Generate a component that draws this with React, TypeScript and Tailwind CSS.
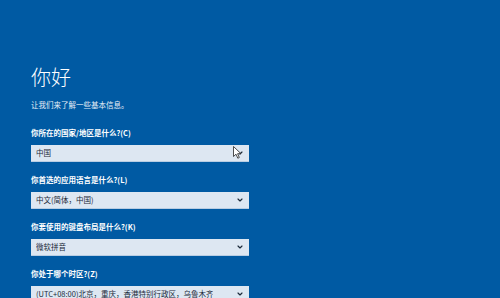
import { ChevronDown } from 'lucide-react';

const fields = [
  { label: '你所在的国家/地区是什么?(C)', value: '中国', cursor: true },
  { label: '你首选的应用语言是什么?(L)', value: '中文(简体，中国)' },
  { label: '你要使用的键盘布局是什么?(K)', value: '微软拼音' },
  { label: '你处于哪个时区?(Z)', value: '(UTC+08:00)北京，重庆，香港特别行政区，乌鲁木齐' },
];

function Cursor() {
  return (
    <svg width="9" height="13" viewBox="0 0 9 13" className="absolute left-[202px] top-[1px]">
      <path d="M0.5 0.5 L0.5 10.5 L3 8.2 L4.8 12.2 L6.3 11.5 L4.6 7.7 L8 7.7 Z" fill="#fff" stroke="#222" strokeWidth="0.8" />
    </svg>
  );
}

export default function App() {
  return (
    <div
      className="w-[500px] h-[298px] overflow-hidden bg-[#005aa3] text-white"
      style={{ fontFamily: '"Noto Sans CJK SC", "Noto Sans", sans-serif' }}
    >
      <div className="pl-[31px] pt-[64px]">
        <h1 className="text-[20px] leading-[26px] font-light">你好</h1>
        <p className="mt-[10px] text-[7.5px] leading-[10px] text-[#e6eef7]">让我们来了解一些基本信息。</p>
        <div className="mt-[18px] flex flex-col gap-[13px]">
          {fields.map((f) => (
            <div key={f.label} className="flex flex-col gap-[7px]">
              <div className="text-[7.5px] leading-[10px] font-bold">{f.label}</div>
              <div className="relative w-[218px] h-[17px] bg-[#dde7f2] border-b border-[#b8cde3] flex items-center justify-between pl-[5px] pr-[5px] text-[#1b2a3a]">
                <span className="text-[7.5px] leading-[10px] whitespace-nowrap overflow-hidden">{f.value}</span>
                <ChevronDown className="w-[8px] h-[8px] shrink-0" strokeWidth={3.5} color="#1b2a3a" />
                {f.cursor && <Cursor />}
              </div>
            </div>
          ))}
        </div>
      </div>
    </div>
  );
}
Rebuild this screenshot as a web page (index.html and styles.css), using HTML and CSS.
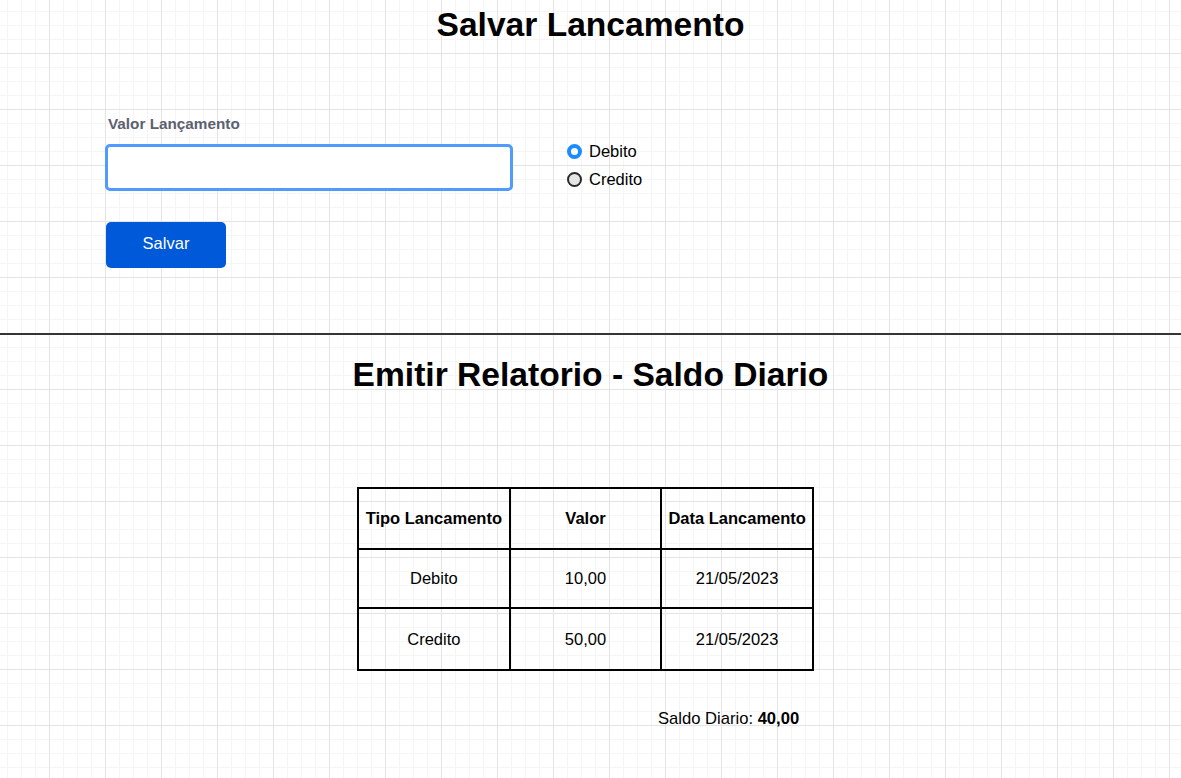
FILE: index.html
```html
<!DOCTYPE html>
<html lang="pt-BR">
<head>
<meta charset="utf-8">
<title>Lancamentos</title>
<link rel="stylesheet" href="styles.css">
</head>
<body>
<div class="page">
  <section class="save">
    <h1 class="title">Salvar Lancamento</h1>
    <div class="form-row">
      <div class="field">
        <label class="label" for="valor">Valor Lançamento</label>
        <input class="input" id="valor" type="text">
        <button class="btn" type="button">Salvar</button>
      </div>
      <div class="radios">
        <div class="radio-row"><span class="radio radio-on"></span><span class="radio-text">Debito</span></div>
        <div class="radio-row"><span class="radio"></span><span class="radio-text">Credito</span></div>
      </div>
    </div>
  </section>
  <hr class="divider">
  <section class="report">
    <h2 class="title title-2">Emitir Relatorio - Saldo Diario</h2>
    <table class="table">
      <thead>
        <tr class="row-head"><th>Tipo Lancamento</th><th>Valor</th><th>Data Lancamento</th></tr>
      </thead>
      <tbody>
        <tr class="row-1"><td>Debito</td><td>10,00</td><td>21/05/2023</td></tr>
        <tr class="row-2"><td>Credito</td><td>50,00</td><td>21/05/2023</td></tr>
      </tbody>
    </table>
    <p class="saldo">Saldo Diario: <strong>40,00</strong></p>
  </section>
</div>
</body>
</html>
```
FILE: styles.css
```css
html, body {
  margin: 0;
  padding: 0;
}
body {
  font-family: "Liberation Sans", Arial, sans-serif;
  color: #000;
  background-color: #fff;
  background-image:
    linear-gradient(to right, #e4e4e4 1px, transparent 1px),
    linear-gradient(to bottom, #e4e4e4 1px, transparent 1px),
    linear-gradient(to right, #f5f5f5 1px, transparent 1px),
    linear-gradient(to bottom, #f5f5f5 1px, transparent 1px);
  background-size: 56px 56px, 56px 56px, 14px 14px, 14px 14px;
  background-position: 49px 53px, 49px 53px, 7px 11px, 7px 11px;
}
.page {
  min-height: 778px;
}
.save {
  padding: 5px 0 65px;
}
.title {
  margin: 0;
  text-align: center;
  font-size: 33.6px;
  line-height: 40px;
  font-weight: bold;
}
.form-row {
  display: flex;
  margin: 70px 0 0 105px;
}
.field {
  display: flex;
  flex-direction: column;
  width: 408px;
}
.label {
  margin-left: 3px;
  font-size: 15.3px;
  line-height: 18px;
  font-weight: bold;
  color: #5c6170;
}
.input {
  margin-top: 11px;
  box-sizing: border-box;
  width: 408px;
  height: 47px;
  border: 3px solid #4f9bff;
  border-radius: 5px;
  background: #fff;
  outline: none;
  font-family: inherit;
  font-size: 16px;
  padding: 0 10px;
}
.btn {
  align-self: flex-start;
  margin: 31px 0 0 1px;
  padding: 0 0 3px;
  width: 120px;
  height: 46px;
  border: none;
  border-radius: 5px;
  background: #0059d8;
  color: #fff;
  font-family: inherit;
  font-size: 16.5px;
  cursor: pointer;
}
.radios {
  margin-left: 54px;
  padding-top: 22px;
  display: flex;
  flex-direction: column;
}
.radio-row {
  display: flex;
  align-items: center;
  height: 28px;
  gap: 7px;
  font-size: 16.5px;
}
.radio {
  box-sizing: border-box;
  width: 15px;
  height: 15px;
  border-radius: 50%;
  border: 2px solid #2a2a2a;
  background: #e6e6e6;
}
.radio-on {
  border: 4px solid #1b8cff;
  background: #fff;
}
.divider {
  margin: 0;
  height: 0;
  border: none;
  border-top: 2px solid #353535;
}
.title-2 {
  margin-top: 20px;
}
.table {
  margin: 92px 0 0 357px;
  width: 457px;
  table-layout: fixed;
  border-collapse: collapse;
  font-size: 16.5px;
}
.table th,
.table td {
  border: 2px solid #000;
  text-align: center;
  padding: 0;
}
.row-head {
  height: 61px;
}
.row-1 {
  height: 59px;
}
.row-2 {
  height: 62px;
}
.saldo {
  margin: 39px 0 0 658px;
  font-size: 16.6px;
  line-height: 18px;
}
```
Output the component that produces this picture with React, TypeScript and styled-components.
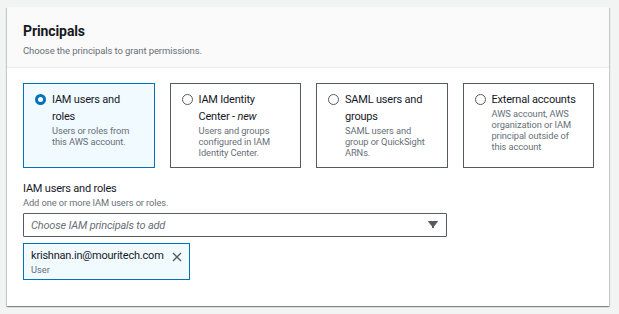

****************

- THE REQUEST: From the data, pick out every line that includes "TypeScript".

- IN RESPONSE:
Generate a component that draws this with React, TypeScript and Tailwind CSS.
Output the component that produces this picture with React, TypeScript and styled-components.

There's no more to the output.